Os dados mais recentes sobre o mercado de apostas mostram que o volume bruto de recursos destinados pela população às empresas do setor em 2024 superam e muito as projeções de referência usadas pelo Ministério da Fazenda tendo como base estudos de terceiros.
Integrantes da pasta vinham ressaltando que não tinham levantamentos próprios para mensurar o potencial e salientavam que os dados ainda não eram acurados, visto que o mercado é em grande parte uma novidade para o país.
Mas mencionavam informalmente até semana passada que os estudos, que indicavam uma grande variação de estimativas, apontavam para uma movimentação que poderia chegar a R$ 150 bilhões por ano.
O Banco Central identificou que o brasileiro destinou via Pix de forma bruta (isto é, sem descontar eventuais prêmios recebidos de volta) entre R$ 18 bilhões e R$ 21 bilhões mensais às empresas de apostas de janeiro a agosto —totalizando mais de R$ 166 bilhões.
Caso o mínimo mensal registrado até agora fosse observado no ano todo, o valor bruto (só com Pix) já ficaria em pelo menos R$ 216 bilhões. Considerando a média observada nos meses passados, o total chegaria a R$ 249 bilhões.
Ou seja, um patamar pelo menos 44% (ou R$ 66 bilhões) superior às estimativas observadas pela Fazenda. E ainda precisariam ser somados os pagamentos feitos por outros meios (como cartão ou TED, por exemplo), embora acredite-se que o Pix domine as transações.
Os valores não consideram o quanto pode ter retornado aos apostadores em jogos vitoriosos. O BC calcula que 15% do valor bruto fique retido com as empresas de apostas (sendo o restante distribuído a título de prêmios), mas afirma que o percentual pode estar subestimado.
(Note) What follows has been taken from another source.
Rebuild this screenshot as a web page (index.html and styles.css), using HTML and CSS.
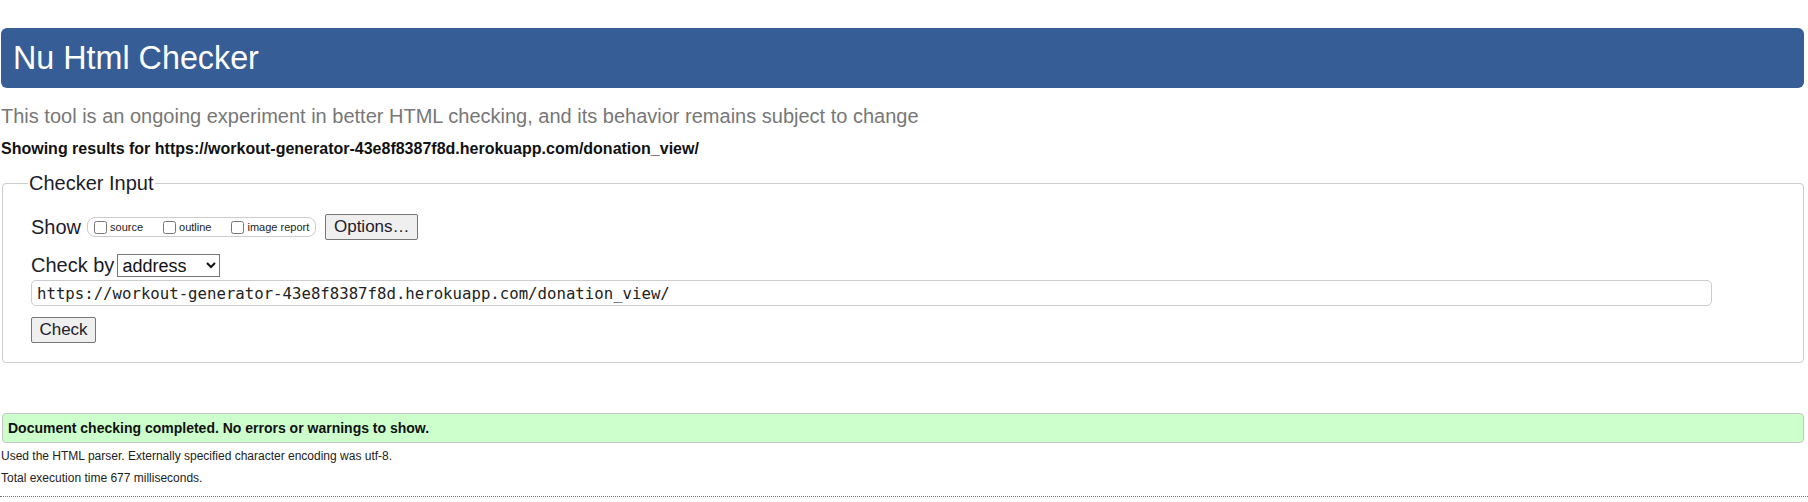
FILE: index.html
```html
<!DOCTYPE html>
<html lang="en">
<head>
<meta charset="utf-8">
<title>Nu Html Checker</title>
<link rel="stylesheet" href="styles.css">
</head>
<body>
<h1 class="title">Nu Html Checker</h1>
<p class="intro">This tool is an ongoing experiment in better HTML checking, and its behavior remains subject to change</p>
<p class="showing">Showing results for https://workout-generator-43e8f8387f8d.herokuapp.com/donation_view/</p>
<form class="form">
  <fieldset class="input-set">
    <legend class="legend">Checker Input</legend>
    <div class="row row-show">
      <span class="label">Show</span>
      <span class="opts">
        <label class="opt"><input type="checkbox" class="cb">source</label>
        <label class="opt"><input type="checkbox" class="cb">outline</label>
        <label class="opt"><input type="checkbox" class="cb">image report</label>
      </span>
      <button type="button" class="btn btn-options">Options…</button>
    </div>
    <div class="row row-by">
      <span class="label">Check by</span>
      <select class="select"><option>address</option></select>
    </div>
    <div class="row row-url">
      <input class="url" type="text" value="https://workout-generator-43e8f8387f8d.herokuapp.com/donation_view/">
    </div>
    <div class="row row-check">
      <button type="button" class="btn btn-check">Check</button>
    </div>
  </fieldset>
</form>
<p class="success">Document checking completed. No errors or warnings to show.</p>
<p class="details">Used the HTML parser. Externally specified character encoding was utf-8.</p>
<p class="details">Total execution time 677 milliseconds.</p>
<hr class="end">
</body>
</html>
```
FILE: styles.css
```css
html, body {
  margin: 0;
  padding: 0;
  background: #fff;
  color: #222;
  font-family: "Liberation Sans", Arial, sans-serif;
}

.title {
  margin: 28px 4px 0 1px;
  height: 60px;
  padding: 0 12px;
  box-sizing: border-box;
  background: #365d95;
  color: #fff;
  border-radius: 6px;
  font-size: 32.3px;
  font-weight: normal;
  line-height: 60px;
}

.intro {
  margin: 17px 0 0 1px;
  font-size: 20px;
  line-height: 22px;
  color: #777;
}

.showing {
  margin: 13px 0 0 1px;
  font-size: 16px;
  line-height: 18px;
  font-weight: bold;
  color: #111;
}

.form {
  margin: 15px 4px 0 2px;
}

.input-set {
  margin: 0;
  padding: 21px 24px 19px 28px;
  border: 1px solid #ccc;
  border-radius: 4px;
  min-width: 0;
}

.legend {
  margin-left: -3px;
  padding: 0 1px;
  font-size: 20px;
  line-height: 20px;
  color: #1c1c2c;
}

.row {
  display: flex;
  align-items: center;
}

.label {
  font-size: 20px;
  color: #1c1c2c;
}

.row-show {
  height: 26px;
}

.opts {
  display: flex;
  align-items: center;
  margin-left: 6px;
  height: 18px;
  border: 1px solid #ccc;
  border-radius: 8px;
  padding: 0 6px;
  font-size: 11px;
  color: #222;
}

.opt {
  display: flex;
  align-items: center;
  margin-right: 20px;
}

.opt:last-child {
  margin-right: 0;
}

.cb {
  margin: 0 3px 0 0;
  width: 13px;
  height: 13px;
}

.btn {
  font-family: "Liberation Sans", Arial, sans-serif;
  background: #efefef;
  border: 1px solid #767676;
  border-radius: 2px;
  color: #1c1c2c;
  height: 26px;
  padding: 0 6px;
}

.btn-options {
  margin-left: 9px;
  width: 93px;
  font-size: 17px;
}

.row-by {
  margin-top: 14px;
  height: 23px;
}

.select {
  margin-left: 3px;
  width: 103px;
  height: 23px;
  font-family: "Liberation Sans", Arial, sans-serif;
  font-size: 18px;
  color: #111;
  border: 1px solid #767676;
  border-radius: 0;
  background: #fff;
}

.row-url {
  margin-top: 3px;
  height: 26px;
}

.url {
  width: 1681px;
  height: 26px;
  box-sizing: border-box;
  border: 1px solid #ccc;
  border-radius: 5px;
  padding: 0 5px;
  font-family: "DejaVu Sans Mono", "Liberation Mono", monospace;
  font-size: 15.7px;
  color: #222;
}

.row-check {
  margin-top: 11px;
  height: 26px;
}

.btn-check {
  width: 65px;
  font-size: 17px;
}

.success {
  margin: 50px 4px 0 2px;
  height: 30px;
  box-sizing: border-box;
  padding: 0 5px;
  background: #ccffcc;
  border: 1px solid #c6c6c6;
  border-radius: 4px;
  font-size: 14px;
  line-height: 28px;
  font-weight: bold;
  color: #111;
}

.details {
  margin: 5px 0 0 1px;
  font-size: 12px;
  line-height: 16px;
  color: #222;
}

.details + .details {
  margin-top: 6px;
}

.end {
  margin: 10px 0 0 0;
  border: 0;
  border-top: 1px dotted #777;
  height: 0;
}
```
Só entre usuários do Bolsa Família, o valor bruto destinado a apostas em agosto foi de R$ 3 bilhões, 20% dos cerca de R$ 14 bilhões pagos pelo Tesouro Nacional às famílias do programa social. O ministro Wellington Dias (Desenvolvimento Social) afirmou nesta quarta (25) que pediu mais informações à Fazenda.
“Certamente a situação das pessoas mais vulneráveis e outros aspectos sociais serão considerados quando da regulamentação [do mercado de apostas; na verdade já publicada e que continua em discussão]”, disse, em nota. “O Bolsa Família transfere um dinheiro livre para a família e tem por objetivo combater a fome e atender a necessidades básicas de pessoas em situação de insegurança alimentar e outras vulnerabilidades. Tudo faremos para manter estes objetivos”, afirmou.
A pasta via até semana passada as regras já publicadas como suficientes para regular o mercado, mas cresceu a preocupação com o tema no discurso de diferentes autoridades. O ministro Fernando Haddad (Fazenda), por exemplo, falou que os jogos viraram um problema social grave.
O presidente do BC, Roberto Campos Neto, afirmou que houve uma piora na inadimplência que poderia ser explicada pela popularidade das bets. “Uma coisa que tem gerado preocupação na ponta é que o crescimento é muito grande”, disse.
O presidente Luiz Inácio Lula da Silva (PT) disse que o endividamento dos mais pobres com apostas deve ser regulado. “Estamos percebendo no Brasil o endividamento das pessoas mais pobres tentando ganhar dinheiro, fazendo aposta. É um problema que vamos ter que regular, senão daqui a pouco vamos ter cassino funcionando dentro da cozinha de cada casa”, afirmou.
Cerco ao ‘jogo do tigrinho’
O Ministério da Fazenda se prepara para derrubar falsos “jogos do tigrinho” a partir de janeiro de 2025. A ideia é utilizar um certificado de legitimidade feito por empresas internacionais que atestariam o mecanismo de recompensa utilizado pelas plataformas de apostas.
O site que não receber o selo deverá ser retirado do ar no Brasil. O Fortune Tiger, site original do jogo e que opera regularmente em outros países, deve passar pelo crivo da Fazenda.
A intenção do ministério é fazer um pente-fino nas empresas do setor, separando companhias legitimas das plataformas que estão ligadas a fraudes e lavagem de dinheiro.
Além da Fazenda, devem integrar as discussões sobre a operação de limpeza a AGU (Advocacia-Geral da União), Anatel (Agência Nacional de Telecomunicações) e a Polícia Federal.